The community reviewed whether to reopen this question 1 year ago and left it closed:
Duplicate This question has been answered, is not unique, and doesn’t differentiate itself from another question.
This is my code in a function:
def tri():
import requests, json, urllib.parse
username = "usernam"
password = "pass"
r = requests.Session()
hd={'User-Agent':'Mozilla/5.0 (Windows NT 10.0; Win64; x64; rv:81.0) Gecko/20100101 Firefox/81.0'}
res = r.get('https://www.instagram.com/', headers=hd)
payload = {'username':username,'enc_password':'#PWD_INSTAGRAM_BROWSER:0:1254625879:'+password,'queryParams':'{}','optIntoOneTap':'false'}
headers_text = '''Host: www.instagram.com
User-Agent: Mozilla/5.0 (Windows NT 10.0; Win64; x64; rv:80.0) Gecko/20100101 Firefox/80.0
Accept: */*
Accept-Language: en-US,en;q=0.5
Accept-Encoding: gzip, deflate, br
X-CSRFToken: %s
X-IG-WWW-Claim: 0
Content-Type: application/x-www-form-urlencoded
X-Requested-With: XMLHttpRequest
Content-Length: %s
Origin: https://www.instagram.com
Referer: https://www.instagram.com/
Cookie: ig_did=%s; csrftoken=%s; mid=%s
TE: Trailers'''%(res.cookies['csrftoken'],str(len(urllib.parse.urlencode(payload))),res.cookies['ig_did'],res.cookies['csrftoken'],res.cookies['mid'])
payload_headers = {i.split(': ')[0]:i.split(': ')[1] for i in headers_text.split('\n')}
resp = r.post("https://www.instagram.com/accounts/login/ajax/", headers=payload_headers,data=payload)
if json.loads(resp.text)["authenticated"] == True:
print('[+] Login successfully!')
#print(resp.text)
else:
print(json.loads(resp.text))
#print(word)
tri()
I want to login to Instagram via python requests library, and my code work well without function or loop but when I put my code under a function or loop like this, my code gets this error:
Traceback (most recent call last):
File "/data/user/0/ru.iiec.pydroid3/files/accomp_files/iiec_run/iiec_run.py", line 31, in <module>
start(fakepyfile,mainpyfile)
File "/data/user/0/ru.iiec.pydroid3/files/accomp_files/iiec_run/iiec_run.py", line 30, in start
exec(open(mainpyfile).read(), __main__.__dict__)
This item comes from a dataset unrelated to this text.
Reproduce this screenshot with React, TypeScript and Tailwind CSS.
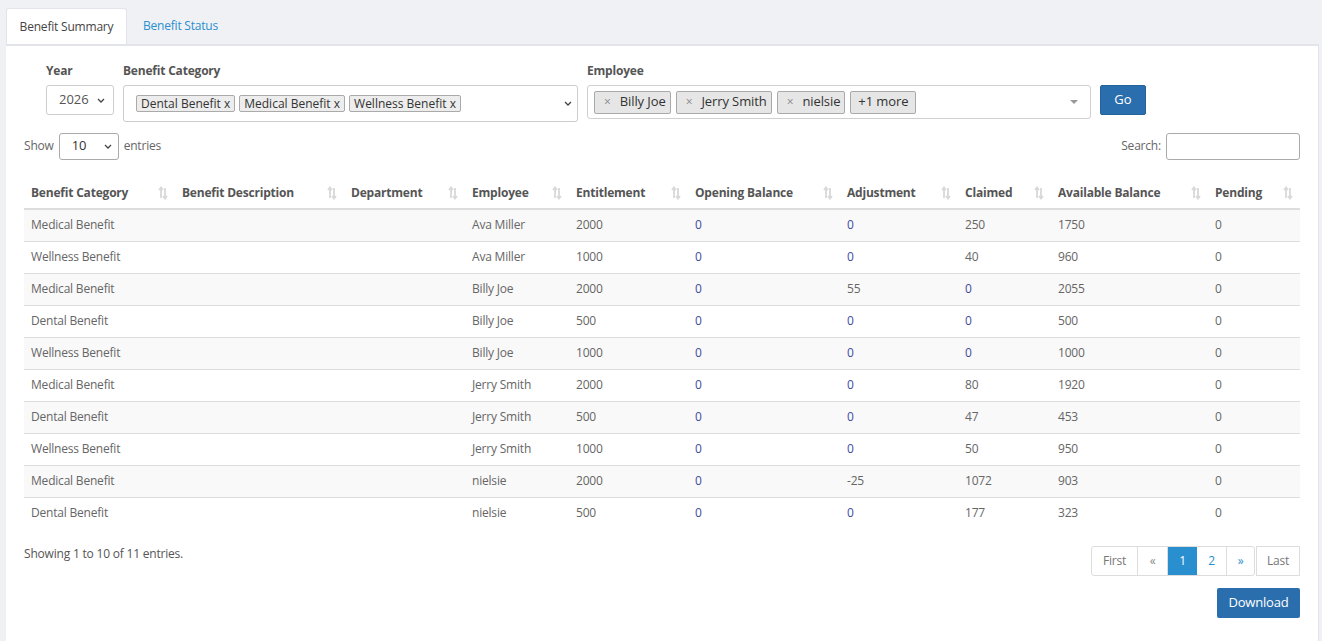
import React from "react";

type Row = {
  cat: string;
  emp: string;
  ent: string;
  open: string;
  adj: string;
  claimed: string;
  avail: string;
  pending: string;
};

const rows: Row[] = [
  { cat: "Medical Benefit", emp: "Ava Miller", ent: "2000", open: "0", adj: "0", claimed: "250", avail: "1750", pending: "0" },
  { cat: "Wellness Benefit", emp: "Ava Miller", ent: "1000", open: "0", adj: "0", claimed: "40", avail: "960", pending: "0" },
  { cat: "Medical Benefit", emp: "Billy Joe", ent: "2000", open: "0", adj: "55", claimed: "0", avail: "2055", pending: "0" },
  { cat: "Dental Benefit", emp: "Billy Joe", ent: "500", open: "0", adj: "0", claimed: "0", avail: "500", pending: "0" },
  { cat: "Wellness Benefit", emp: "Billy Joe", ent: "1000", open: "0", adj: "0", claimed: "0", avail: "1000", pending: "0" },
  { cat: "Medical Benefit", emp: "Jerry Smith", ent: "2000", open: "0", adj: "0", claimed: "80", avail: "1920", pending: "0" },
  { cat: "Dental Benefit", emp: "Jerry Smith", ent: "500", open: "0", adj: "0", claimed: "47", avail: "453", pending: "0" },
  { cat: "Wellness Benefit", emp: "Jerry Smith", ent: "1000", open: "0", adj: "0", claimed: "50", avail: "950", pending: "0" },
  { cat: "Medical Benefit", emp: "nielsie", ent: "2000", open: "0", adj: "-25", claimed: "1072", avail: "903", pending: "0" },
  { cat: "Dental Benefit", emp: "nielsie", ent: "500", open: "0", adj: "0", claimed: "177", avail: "323", pending: "0" },
];

const columns = [
  { label: "Benefit Category", w: "w-[151px]" },
  { label: "Benefit Description", w: "w-[169px]" },
  { label: "Department", w: "w-[121px]" },
  { label: "Employee", w: "w-[104px]" },
  { label: "Entitlement", w: "w-[119px]" },
  { label: "Opening Balance", w: "w-[152px]" },
  { label: "Adjustment", w: "w-[118px]" },
  { label: "Claimed", w: "w-[93px]" },
  { label: "Available Balance", w: "w-[157px]" },
  { label: "Pending", w: "w-[92px]" },
];

function SortIcon() {
  return (
    <svg width="10" height="14" viewBox="0 0 10 14" className="shrink-0">
      <path d="M3 1.5 L3 12 M1 4 L3 1.5 L5 4" stroke="#d9d9d9" strokeWidth="1.8" fill="none" />
      <path d="M7 2 L7 12.5 M5 10 L7 12.5 L9 10" stroke="#d9d9d9" strokeWidth="1.8" fill="none" />
    </svg>
  );
}

function Chevron() {
  return (
    <svg width="8" height="5" viewBox="0 0 8 5">
      <path d="M1 1 L4 4 L7 1" stroke="#444" strokeWidth="1.3" fill="none" />
    </svg>
  );
}

// zero values render as links in the source page
function Num({ v, link }: { v: string; link?: boolean }) {
  return <span className={link ? "text-[#3f4a9c]" : ""}>{v}</span>;
}

export default function App() {
  return (
    <div
      className="min-h-[641px] bg-[#f0f1f5] pt-2 pl-[6px] pr-[3px] text-[13px] text-[#666]"
      style={{ fontFamily: '"Open Sans", "Liberation Sans", sans-serif' }}
    >
      {/* Tabs */}
      <div className="flex">
        <div className="h-9 w-[121px] bg-white rounded-t-[3px] border-t border-x border-[#e2e4ea] flex items-center justify-center text-[#444] text-[12px] tracking-[-0.2px]">
          Benefit Summary
        </div>
        <div className="h-9 w-[107px] flex items-center justify-center text-[#2a8fcf] text-[12px] tracking-[-0.2px]">
          Benefit Status
        </div>
      </div>

      {/* Panel */}
      <div className="bg-white border-t-2 border-r border-[#e2e4ea] min-h-[597px] pl-[18px] pr-[18px] pt-[17px]">
        {/* Filters */}
        <div className="flex items-start pl-[22px]">
          <div className="w-[77px]">
            <div className="font-bold text-[12px] text-[#555] h-[22px] leading-[16px] tracking-[-0.2px]">Year</div>
            <div className="h-[30px] w-[68px] border border-[#ccc] rounded-[3px] flex items-center justify-between pl-[12px] pr-[8px] text-[#555]">
              2026 <Chevron />
            </div>
          </div>
          <div className="w-[464px]">
            <div className="font-bold text-[12px] text-[#555] h-[22px] leading-[16px] tracking-[-0.2px]">Benefit Category</div>
            <div className="h-[37px] w-[455px] border border-[#ccc] rounded-[3px] flex items-center justify-between pl-[12px] pr-[5px]">
              <div className="flex gap-[4px] text-[12px] text-[#333]">
                {["Dental Benefit", "Medical Benefit", "Wellness Benefit"].map((t) => (
                  <span key={t} className="h-[17px] px-[4px] border border-[#aaa] bg-[#ededed] rounded-[2px] flex items-center leading-none">
                    {t} x
                  </span>
                ))}
              </div>
              <Chevron />
            </div>
          </div>
          <div className="w-[513px]">
            <div className="font-bold text-[12px] text-[#555] h-[22px] leading-[16px] tracking-[-0.2px]">Employee</div>
            <div className="h-[34px] w-[504px] border border-[#d0d0d0] rounded-[3px] flex items-center justify-between pl-[6px] pr-[12px]">
              <div className="flex gap-[5px] text-[13px] text-[#333] tracking-[-0.1px]">
                {["Billy Joe", "Jerry Smith", "nielsie"].map((t) => (
                  <span key={t} className="h-[23px] pl-[9px] pr-[4px] border border-[#aaa] bg-[#e6e6e6] rounded-[2px] flex items-center gap-[9px]">
                    <span className="text-[#888] text-[12px]">×</span>
                    {t}
                  </span>
                ))}
                <span className="h-[23px] px-[7px] border border-[#aaa] bg-[#e6e6e6] rounded-[2px] flex items-center">+1 more</span>
              </div>
              <svg width="8" height="5" viewBox="0 0 8 5">
                <path d="M0 0 L8 0 L4 4 Z" fill="#999" />
              </svg>
            </div>
          </div>
          <div className="pt-[22px]">
            <button className="h-[30px] w-[46px] bg-[#2a6ead] border border-[#25619a] text-white text-[13px] rounded-[2px]">Go</button>
          </div>
        </div>

        {/* Show / Search */}
        <div className="flex items-center justify-between mt-[10px] h-[28px]">
          <div className="flex items-center gap-[5px] text-[12px] tracking-[-0.2px]">
            Show
            <div className="h-[27px] w-[60px] border border-[#aaa] rounded-[3px] flex items-center justify-between pl-[12px] pr-[6px] text-[#333] text-[13px]">
              10 <Chevron />
            </div>
            entries
          </div>
          <div className="flex items-center gap-[5px] text-[12px] tracking-[-0.2px]">
            Search:
            <div className="h-[27px] w-[134px] border border-[#aaa] rounded-[3px]" />
          </div>
        </div>

        {/* Table */}
        <table className="mt-[17px] w-full table-fixed border-collapse text-[12px] tracking-[-0.2px]">
          <thead>
            <tr className="border-b-2 border-[#ddd]">
              {columns.map((c) => (
                <th key={c.label} className={`${c.w} h-[32px] pl-[7px] pr-[7px] text-left font-bold text-[#555]`}>
                  <div className="flex items-center justify-between">
                    <span>{c.label}</span>
                    <SortIcon />
                  </div>
                </th>
              ))}
            </tr>
          </thead>
          <tbody>
            {rows.map((r, i) => (
              <tr key={i} className={`h-[32px] border-b border-[#ddd] last:border-b-0 ${i % 2 === 0 ? "bg-[#f9f9f9]" : "bg-white"}`}>
                <td className="pl-[7px]">{r.cat}</td>
                <td className="pl-[7px]" />
                <td className="pl-[7px]" />
                <td className="pl-[7px]">{r.emp}</td>
                <td className="pl-[7px]">{r.ent}</td>
                <td className="pl-[7px]"><Num v={r.open} link /></td>
                <td className="pl-[7px]"><Num v={r.adj} link={r.adj === "0"} /></td>
                <td className="pl-[7px]"><Num v={r.claimed} link={r.claimed === "0"} /></td>
                <td className="pl-[7px]">{r.avail}</td>
                <td className="pl-[7px]">{r.pending}</td>
              </tr>
            ))}
          </tbody>
        </table>

        {/* Footer */}
        <div className="flex justify-between items-start mt-[17px]">
          <div className="text-[12px] tracking-[-0.2px] text-[#555] leading-[16px]">Showing 1 to 10 of 11 entries.</div>
          <div className="flex text-[12px] tracking-[-0.2px]">
            <div className="flex border border-[#ddd] rounded-[3px]">
              <span className="h-[28px] w-[46px] flex items-center justify-center text-[#777] border-r border-[#ddd]">First</span>
              <span className="h-[28px] w-[30px] flex items-center justify-center text-[#888] border-r border-[#ddd]">«</span>
              <span className="h-[28px] w-[29px] flex items-center justify-center text-white bg-[#2a8fcf]">1</span>
              <span className="h-[28px] w-[30px] flex items-center justify-center text-[#2a8fcf] border-r border-[#ddd]">2</span>
              <span className="h-[28px] w-[27px] flex items-center justify-center text-[#2a8fcf]">»</span>
            </div>
            <span className="ml-[1px] h-[30px] w-[44px] flex items-center justify-center text-[#777] border border-[#ddd]">Last</span>
          </div>
        </div>
        <div className="flex justify-end mt-[12px]">
          <button className="h-[30px] w-[83px] bg-[#2a6ead] text-white text-[13px] rounded-[2px] tracking-[-0.2px]">Download</button>
        </div>
      </div>
    </div>
  );
}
File "<string>", line 40, in <module>
File "<string>", line 32, in tri
File "/data/user/0/ru.iiec.pydroid3/files/aarch64-linux-android/lib/python3.8/site-packages/requests/sessions.py", line 590, in post
return self.request('POST', url, data=data, json=json, **kwargs)
File "/data/user/0/ru.iiec.pydroid3/files/aarch64-linux-android/lib/python3.8/site-packages/requests/sessions.py", line 542, in request
resp = self.send(prep, **send_kwargs)
File "/data/user/0/ru.iiec.pydroid3/files/aarch64-linux-android/lib/python3.8/site-packages/requests/sessions.py", line 655, in send
r = adapter.send(request, **kwargs)
File "/data/user/0/ru.iiec.pydroid3/files/aarch64-linux-android/lib/python3.8/site-packages/requests/adapters.py", line 439, in send
resp = conn.urlopen(
File "/data/user/0/ru.iiec.pydroid3/files/aarch64-linux-android/lib/python3.8/site-packages/urllib3/connectionpool.py", line 699, in urlopen
httplib_response = self._make_request(
File "/data/user/0/ru.iiec.pydroid3/files/aarch64-linux-android/lib/python3.8/site-packages/urllib3/connectionpool.py", line 394, in _make_request
conn.request(method, url, **httplib_request_kw)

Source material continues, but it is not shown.